Es probable que la autora de Jeanne Dielman, 23 Quai du Commerce - 1.080 Bruxelles (1975), suscriba las palabras de Wenders cuando dice: «En mi vida jamás he estado envuelto en historias con principio y final. He vivido situaciones, momentos, sentimientos, pero nunca tramas novelísticas. A mí lo que me interesan son las personas, sus relaciones, las reacciones ante determinadas situaciones. Nunca he creído que una película deba seguir una historia y ajustarse a una trama.» (En Dezine, núm. 5). Sin embargo, esta postura, en sí tan comprensible como razonable, encierra ciertos peligros que Wenders ha sabido eludir mejor que Akerman. En efecto, cuando se sustituye una historia por una mera trayectoria, la exención de desarrollar un argumento tiene por contrapartida la necesidad imperiosa de inventar varios, que el filme no narra, pero que nos cuentan los numerosos personajes secundarios que ocupan el hueco dejado en el filme por la ausencia de un protagonista fuerte de trama y de dramatismo. Del interés de tales personajes y de sus vidas o ilusiones, del acierto en la elección y dirección de los actores que, en muy poco tiempo, sin hacer otra cosa que hablar, tratarán de darles vida, depende, en última instancia, el éxito de este tipo de películas, que suelen ser episódicas, deshilvanadas y descentradas; el protagonista se reduce a cumplir una función de hilo conductor, de receptor —que mira o escucha, generalmente en silencio—, a menudo pasivo —pues se limita a desplazarse espacialmente durante un cierto tiempo, sin apenas desvelarse—, que actúa fundamentalmente como revelador de los demás (de ahí que, pese a ocupar el lugar del espectador del filme, éste tenga dificultades para identificarse con él, precisamente por ser un mero espectador). Todo ello hace que, salvo casos excepcionales —como Alicia en las ciudades y En el cursodel tiempo, seguramente por ser dos los viajeros y establecerse entre ellos un cierto diálogo o contraste—, este tipo de películas sean irregular e intermitentemente apasionantes o indiferentes, en función de lo que a cada cual puedan importarle los seres que los protagonistas —siempre de paso y reacios a comprometerse— encuentren en su camino (y lo que cuentan).

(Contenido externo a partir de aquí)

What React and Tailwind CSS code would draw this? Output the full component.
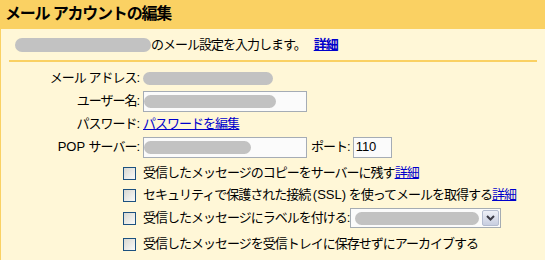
import React from "react";

const font = {
  fontFamily: '"Liberation Sans", Arial, "Noto Sans CJK JP", sans-serif',
};

function Blob({ w, h = 13, className = "" }) {
  return (
    <div
      className={`rounded-full bg-[#c2c2c2] blur-[0.6px] ${className}`}
      style={{ width: w, height: h }}
    />
  );
}

function Checkbox() {
  return (
    <div className="w-[13px] h-[13px] border border-[#1c5180] bg-gradient-to-br from-[#d8d8d2] to-[#fafaf8] shrink-0" />
  );
}

function Label({ children }) {
  return <div className="w-[138px] text-right shrink-0 mr-[4px]">{children}</div>;
}

export default function App() {
  return (
    <div
      className="w-[545px] h-[260px] bg-[#fff7d7] border-l border-[#fad163] text-black text-[13px] tracking-[-1px] overflow-hidden"
      style={font}
    >
      {/* Header */}
      <div className="h-[29px] bg-[#fad163] flex items-center pl-[5px] -ml-px">
        <h1 className="text-[16px] font-bold tracking-[-1.2px] pb-[1px]">
          メール アカウントの編集
        </h1>
      </div>

      {/* Intro */}
      <div className="h-[31px] flex items-center pl-[14px]">
        <Blob w={136} h={14} />
        <span>のメール設定を入力します。</span>
        <a href="#" className="ml-[8px] font-bold text-[#0000cc] underline">
          詳細
        </a>
      </div>

      <div className="ml-[8px] w-[528px] h-[2px] bg-[#fad163]" />

      {/* Fields */}
      <div className="mt-[5px] h-[22px] flex items-center">
        <Label>メール アドレス:</Label>
        <Blob w={130} />
      </div>

      <div className="mt-[1px] h-[22px] flex items-center">
        <Label>ユーザー名:</Label>
        <div className="w-[164px] h-[21px] border border-[#a5acb5] bg-[#fbfbfb] flex items-center">
          <Blob w={132} />
        </div>
      </div>

      <div className="h-[23px] flex items-center">
        <Label>パスワード:</Label>
        <a href="#" className="text-[#0000cc] underline">
          パスワードを編集
        </a>
      </div>

      <div className="mt-[1px] h-[22px] flex items-center">
        <Label>
          <span className="tracking-normal">POP </span>サーバー:
        </Label>
        <div className="w-[164px] h-[21px] border border-[#a5acb5] bg-[#fbfbfb] flex items-center">
          <Blob w={107} />
        </div>
        <span className="ml-[4px]">ポート:</span>
        <div className="ml-[3px] w-[39px] h-[21px] border border-[#a5acb5] bg-[#fbfbfb] flex items-center pl-[2px] tracking-normal">
          110
        </div>
      </div>

      {/* Options */}
      <div className="pl-[122px]">
        <div className="mt-[4px] h-[22px] flex items-center">
          <Checkbox />
          <span className="ml-[7px]">受信したメッセージのコピーをサーバーに残す</span>
          <a href="#" className="text-[#0000cc] underline">
            詳細
          </a>
        </div>

        <div className="h-[22px] flex items-center">
          <Checkbox />
          <span className="ml-[7px]">
            セキュリティで保護された接続 <span className="tracking-normal">(SSL)</span> を使ってメールを取得する
          </span>
          <a href="#" className="text-[#0000cc] underline">
            詳細
          </a>
        </div>

        <div className="mt-[1px] h-[22px] flex items-center">
          <Checkbox />
          <span className="ml-[7px]">受信したメッセージにラベルを付ける:</span>
          <div className="ml-[1px] w-[151px] h-[20px] border border-[#a5acb2] bg-[#fbfbfb] flex items-center justify-between pl-[4px] pr-px">
            <Blob w={124} />
            <div className="w-[17px] h-[16px] border border-[#b4bccf] rounded-[2px] bg-gradient-to-b from-[#eef0f7] to-[#c8cee0] flex items-center justify-center">
              <svg width="9" height="6" viewBox="0 0 9 6">
                <path d="M1 1 L4.5 4.5 L8 1" stroke="#3b3b46" strokeWidth="2" fill="none" />
              </svg>
            </div>
          </div>
        </div>

        <div className="mt-[4px] h-[22px] flex items-center">
          <Checkbox />
          <span className="ml-[7px]">受信したメッセージを受信トレイに保存せずにアーカイブする</span>
        </div>
      </div>
    </div>
  );
}
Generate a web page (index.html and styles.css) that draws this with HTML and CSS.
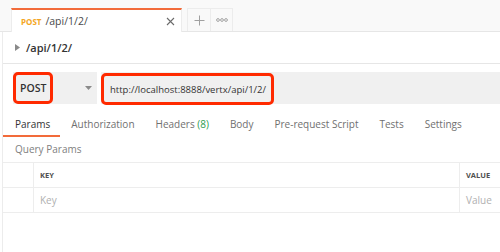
FILE: index.html
```html
<!DOCTYPE html>
<html>
<head>
<meta charset="utf-8">
<link rel="stylesheet" href="styles.css">
</head>
<body>
<div class="tabbar">
  <div class="tab">
    <span class="tab-method">POST</span>
    <span class="tab-name">/api/1/2/</span>
    <svg class="tab-close" width="9" height="9" viewBox="0 0 9 9"><path d="M1 1L8 8M8 1L1 8" stroke="#6b6b6b" stroke-width="1.1" fill="none"/></svg>
  </div>
  <div class="tab-btn plus">
    <svg width="11" height="11" viewBox="0 0 11 11"><path d="M5.5 0.5V10.5M0.5 5.5H10.5" stroke="#a0a0a0" stroke-width="1" fill="none"/></svg>
  </div>
  <div class="tab-btn more">
    <svg width="12" height="4" viewBox="0 0 12 4"><circle cx="2" cy="2" r="1.4" stroke="#909090" stroke-width="0.8" fill="none"/><circle cx="6" cy="2" r="1.4" stroke="#909090" stroke-width="0.8" fill="none"/><circle cx="10" cy="2" r="1.4" stroke="#909090" stroke-width="0.8" fill="none"/></svg>
  </div>
</div>
<div class="main">
  <div class="crumb">
    <svg class="caret" width="5" height="7" viewBox="0 0 5 7"><path d="M0 0L5 3.5L0 7Z" fill="#8a8a8a"/></svg>
    <span class="crumb-name">/api/1/2/</span>
  </div>
  <div class="request">
    <div class="method-select">
      <div class="hl method-hl">POST</div>
      <svg class="arrow" width="7" height="4" viewBox="0 0 7 4"><path d="M0 0H7L3.5 4Z" fill="#8a8a8a"/></svg>
    </div>
    <div class="url">
      <div class="hl url-hl">http://localhost:8888/vertx/api/1/2/</div>
    </div>
  </div>
  <div class="req-tabs">
    <div class="req-tab active">Params</div>
    <div class="req-tab">Authorization</div>
    <div class="req-tab">Headers <span class="count">(8)</span></div>
    <div class="req-tab">Body</div>
    <div class="req-tab">Pre-request Script</div>
    <div class="req-tab">Tests</div>
    <div class="req-tab">Settings</div>
  </div>
  <div class="section-title">Query Params</div>
  <div class="table">
    <div class="row head">
      <div class="cell check"></div>
      <div class="cell key">KEY</div>
      <div class="cell value">VALUE</div>
    </div>
    <div class="row">
      <div class="cell check"></div>
      <div class="cell key placeholder">Key</div>
      <div class="cell value placeholder">Value</div>
    </div>
  </div>
</div>
</body>
</html>
```
FILE: styles.css
```css
html, body {
  margin: 0;
  padding: 0;
  background: #ffffff;
  font-family: "Open Sans", "Liberation Sans", sans-serif;
  width: 500px;
  height: 252px;
  overflow: hidden;
}

.tabbar {
  height: 32px;
  background: #f9f9f9;
  border-bottom: 1px solid #e6e6e6;
  display: flex;
  align-items: flex-end;
  padding-left: 11px;
  box-sizing: border-box;
}

.tab {
  width: 171px;
  height: 24px;
  background: #ffffff;
  border-top: 2px solid #f26b3a;
  border-left: 1px solid #ececec;
  border-right: 1px solid #ececec;
  box-sizing: border-box;
  margin-bottom: -1px;
  display: flex;
  align-items: center;
  padding: 0 6px 0 9px;
}

.tab-method {
  color: #f4a623;
  font-size: 8px;
  font-weight: 700;
  margin-right: 4px;
}

.tab-name {
  color: #4a4a4a;
  font-size: 10.5px;
  flex: 1;
}

.tab-close {
  display: block;
}

.tab-btn {
  height: 23px;
  box-sizing: border-box;
  border: 1px solid #ececec;
  border-bottom: none;
  display: flex;
  align-items: center;
  justify-content: center;
}

.plus {
  width: 24px;
  margin-left: 5px;
}

.more {
  width: 22px;
  border-left: none;
}

.main {
  margin-left: 2px;
  border-left: 1px solid #ececec;
  height: 220px;
}

.crumb {
  height: 31px;
  border-bottom: 1px solid #e6e6e6;
  display: flex;
  align-items: center;
  padding-left: 12px;
}

.caret {
  margin-right: 6px;
}

.crumb-name {
  color: #333333;
  font-size: 11px;
  font-weight: 600;
}

.request {
  margin-top: 8px;
  margin-left: 10px;
  height: 32px;
  display: flex;
}

.method-select {
  width: 84px;
  background: #f0f0f0;
  display: flex;
  align-items: center;
  justify-content: space-between;
  padding-right: 5px;
  box-sizing: border-box;
}

.hl {
  border: 3px solid #ff2a00;
  border-radius: 5px;
  box-sizing: border-box;
  height: 32px;
  display: flex;
  align-items: center;
  color: #333333;
  white-space: nowrap;
}

.method-hl {
  width: 40px;
  padding-left: 4px;
  font-weight: 600;
  font-size: 10.5px;
}

.url {
  flex: 1;
  margin-left: 4px;
  background: #f0f0f0;
  display: flex;
  align-items: center;
}

.url-hl {
  width: 173px;
  padding-left: 6px;
  margin-top: 2px;
  font-size: 9.5px;
}

.req-tabs {
  display: flex;
  height: 25px;
  margin-top: 8px;
}

.req-tab {
  font-size: 10px;
  color: #707070;
  padding-top: 5px;
  margin-left: 21px;
  box-sizing: border-box;
  white-space: nowrap;
}

.req-tab.active {
  margin-left: 0;
  padding-left: 12px;
  padding-right: 10px;
  color: #333333;
  border-bottom: 2px solid #f26b3a;
}

.req-tab.active + .req-tab {
  margin-left: 11px;
}

.count {
  color: #2c9d4f;
}

.section-title {
  font-size: 10px;
  color: #808080;
  padding-left: 12px;
  height: 25px;
  line-height: 25px;
}

.table {
  border-top: 1px solid #ededed;
}

.row {
  display: flex;
  height: 24px;
  border-bottom: 1px solid #ededed;
}

.cell {
  display: flex;
  align-items: center;
  box-sizing: border-box;
}

.check {
  width: 31px;
  border-right: 1px solid #ededed;
}

.key {
  flex: 1;
  padding-left: 6px;
}

.value {
  width: 41px;
  border-left: 1px solid #ededed;
  padding-left: 6px;
}

.head .cell {
  font-size: 7.5px;
  font-weight: 700;
  color: #505050;
}

.placeholder {
  font-size: 10px;
  color: #b0b0b0;
}
```
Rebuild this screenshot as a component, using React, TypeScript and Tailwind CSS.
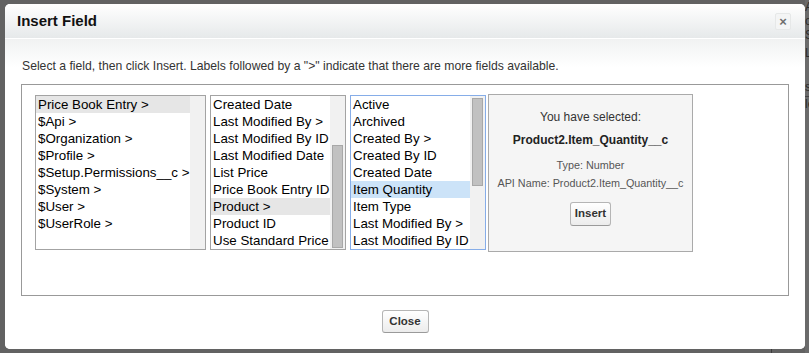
import React from 'react';

// Insert Field dialog (merge field picker)

type Row = { label: string; state?: 'gray' | 'blue' };

const objects: Row[] = [
  { label: 'Price Book Entry >', state: 'gray' },
  { label: '$Api >' },
  { label: '$Organization >' },
  { label: '$Profile >' },
  { label: '$Setup.Permissions__c >' },
  { label: '$System >' },
  { label: '$User >' },
  { label: '$UserRole >' },
];

const entryFields: Row[] = [
  { label: 'Created Date' },
  { label: 'Last Modified By >' },
  { label: 'Last Modified By ID' },
  { label: 'Last Modified Date' },
  { label: 'List Price' },
  { label: 'Price Book Entry ID' },
  { label: 'Product >', state: 'gray' },
  { label: 'Product ID' },
  { label: 'Use Standard Price' },
];

const productFields: Row[] = [
  { label: 'Active' },
  { label: 'Archived' },
  { label: 'Created By >' },
  { label: 'Created By ID' },
  { label: 'Created Date' },
  { label: 'Item Quantity', state: 'blue' },
  { label: 'Item Type' },
  { label: 'Last Modified By >' },
  { label: 'Last Modified By ID' },
];

interface FieldListProps {
  rows: Row[];
  width: string;
  focused?: boolean;
  thumb?: string; // tailwind classes for the scrollbar thumb, none = no thumb
}

const FieldList: React.FC<FieldListProps> = ({ rows, width, focused = false, thumb }) => (
  <div
    className={`${width} h-[155px] flex bg-white border overflow-hidden ${
      focused ? 'border-[#86ade8]' : 'border-[#a3a3a3]'
    }`}
  >
    <div className="flex-1 min-w-0">
      {rows.map(row => (
        <div
          key={row.label}
          className={`h-[17px] leading-[17px] pl-[2px] whitespace-nowrap text-[13.33px] text-black ${
            row.state === 'gray' ? 'bg-[#e6e6e6]' : row.state === 'blue' ? 'bg-[#cce3f8]' : ''
          }`}
        >
          {row.label}
        </div>
      ))}
    </div>
    <div className="w-[15px] h-full bg-[#f1f1f1] flex flex-col px-[2px]">
      {thumb && <div className={`${thumb} w-full bg-[#c1c1c1] border border-[#a8a8a8]`} />}
    </div>
  </div>
);

const Button: React.FC<{ children: React.ReactNode; className?: string }> = ({ children, className = '' }) => (
  <button
    className={`flex items-center justify-center rounded-[3px] border border-[#b5b5b5] border-b-[#9a9a9a] bg-gradient-to-b from-white to-[#ececec] text-[11.5px] font-bold text-[#333] ${className}`}
  >
    {children}
  </button>
);

export default function App() {
  return (
    <div
      className="relative w-[809px] h-[353px] bg-[#626262] overflow-hidden pt-[4px] pl-[5px]"
      style={{ fontFamily: '"Liberation Sans", Arial, sans-serif' }}
    >
      {/* page behind the overlay, peeking out on the right */}
      <div className="absolute right-0 top-0 w-[4px] h-full bg-[#6b6b6b] text-[12px] leading-[14px] text-[#2c2c2c] overflow-hidden">
        <div>ABS</div>
        <div>o</div>
        <div>S</div>
        <div className="mt-[4px]">LI</div>
        <div className="mt-[20px]">s</div>
        <div className="mt-[2px] border-t border-[#444]">le</div>
      </div>
      <div className="absolute left-[771px] bottom-0 w-px h-[5px] bg-[#3c3c3c]" />

      {/* dialog */}
      <div className="relative w-[800px] h-[345px] bg-white rounded-[5px] overflow-hidden flex flex-col">
        {/* header */}
        <div className="h-[35px] shrink-0 flex items-center justify-between pl-[12px] pr-[14px] bg-gradient-to-b from-white to-[#e6e9ea] border-b border-white">
          <h2 className="text-[15px] font-bold text-[#111] pt-[1px]">Insert Field</h2>
          <div className="w-[16px] h-[17px] mt-[1px] flex items-center justify-center rounded-[2px] bg-[#f4f5f5] border border-[#e6e8e8] text-[13px] font-bold leading-none text-[#6e6e6e]">
            ×
          </div>
        </div>

        {/* body */}
        <div className="flex-1 bg-gradient-to-b from-[#f1f2f2] to-white to-[28px] px-[16px] pt-[20px]">
          <p className="ml-[1px] h-[14px] leading-[14px] text-[12.2px] text-[#333]">
            Select a field, then click Insert. Labels followed by a "&gt;" indicate that there are more fields available.
          </p>

          <div className="mt-[11px] h-[212px] border border-[#999] bg-white pl-[13px] pt-[9px]">
            <div className="flex items-start">
              <div className="pt-px flex gap-[4px]">
                <FieldList rows={objects} width="w-[171px]" />
                <FieldList rows={entryFields} width="w-[136px]" thumb="mt-[49px] h-[103px]" />
                <FieldList rows={productFields} width="w-[136px]" focused thumb="mt-[2px] h-[88px]" />
              </div>

              {/* selection summary */}
              <div className="ml-[2px] w-[205px] h-[158px] border border-[#aaa] bg-[#f5f5f5] flex flex-col items-center text-center">
                <div className="mt-[15px] h-[14px] leading-[14px] text-[12px] text-[#333]">You have selected:</div>
                <div className="mt-[9px] h-[14px] leading-[14px] text-[12px] font-bold text-[#222]">
                  Product2.Item_Quantity__c
                </div>
                <div className="mt-[12px] h-[13px] leading-[13px] text-[10.8px] text-[#555]">Type: Number</div>
                <div className="mt-[5px] h-[13px] leading-[13px] text-[10.8px] text-[#555]">
                  API Name: Product2.Item_Quantity__c
                </div>
                <Button className="mt-[12px] w-[41px] h-[24px]">Insert</Button>
              </div>
            </div>
          </div>

          <div className="flex justify-center mt-[14px]">
            <Button className="w-[47px] h-[23px]">Close</Button>
          </div>
        </div>
      </div>
    </div>
  );
}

Personalmente, entre las personas que Anna conoce o vuelve a ver durante su recorrido Essen-Colonia-Bruselas-París, por ferrocarril, encuentros patéticos y conmovedores a los solitarios —uno, estático y abandonado; otro, condenado a errar en busca de la felicidad— interpretados, respectivamente, por Helmut Griem y Hanss Zischler —el «kamikaze» de En el curso del tiempo—, cuyos monólogos —en inseguro francés con acento alemán— me parecen lo mejor de la película; en cambio, no consigo interesarme por la gente que Anna conocía ya (Magali Noel, Lea Massari y Jean-Pierre Cassel). De la protagonista, cineasta de veintiocho años, que es, sin duda, el álter ego de Chantal Anne Akerman, no se llega a saber gran cosa, aunque inspire cierta curiosidad: sólo cuenta una historia, frente a las cinco que escucha atentamente, con paciencia, pero sin opinar ni responder otra cosa que «Sí» o «Ah, bueno», siempre a una distancia segura, defensiva, casi indiferente; sólo la agradable o inteligentemente discreta interpretación de Aurore Clément —sobre todo, cuando sonríe tímida y misteriosamente, o cuando canta a palo seco una larga canción para Cassel—, impide que su personaje parezca excesivamente frío, apático e insensible, lo que dado a que se nos obliga a acompañarla durante más de dos horas, hubiese hundido la película.
Un segundo problema que plantea la road movie europea —aunque aquí sea ferrocarril, y no carretera, la estructura es la misma— es el del empleo del tiempo. Al no haber mucho que narrar y carecer de impulso dramático, se da en este género una propensión al derroche de metraje que pocas veces beneficia al filme —tal vez sólo En el curso del tiempo, porque su paso es parte del tema, porque una vez superadas las dos horas y media se sitúa uno en otras perspectivas, y porque Wenders supo modular el ritmo cuidadosamente, justifique su duración, aunque podía haber sido menor o todavía mayor— y que se dedica a la descripción, a veces morosa, del ambiente. Al que le guste viajar en tren, asomado a la ventanilla y ver desfilar el paisaje nocturno, las ciudades dormidas y distantes, las estaciones desiertas y llamativa e irregularmente iluminadas, y no rehúya la conversación con desconocidos y tenga tendencia a que la gente le haga confidencias, le será fácil aguantar sin impaciencia los tiempos de espera, comprenderá el tenue feeling de esta película privada y poco llamativa; el que nunca haya pasado media hora contemplando simplemente la noche, y prefiera viajar dormido, se verá tentado a hacer precisamente esto último durante buena parte del recorrido que Chantal Akerman, por mediación de la encantadora Aurore Clément, nos propone sin insistencia.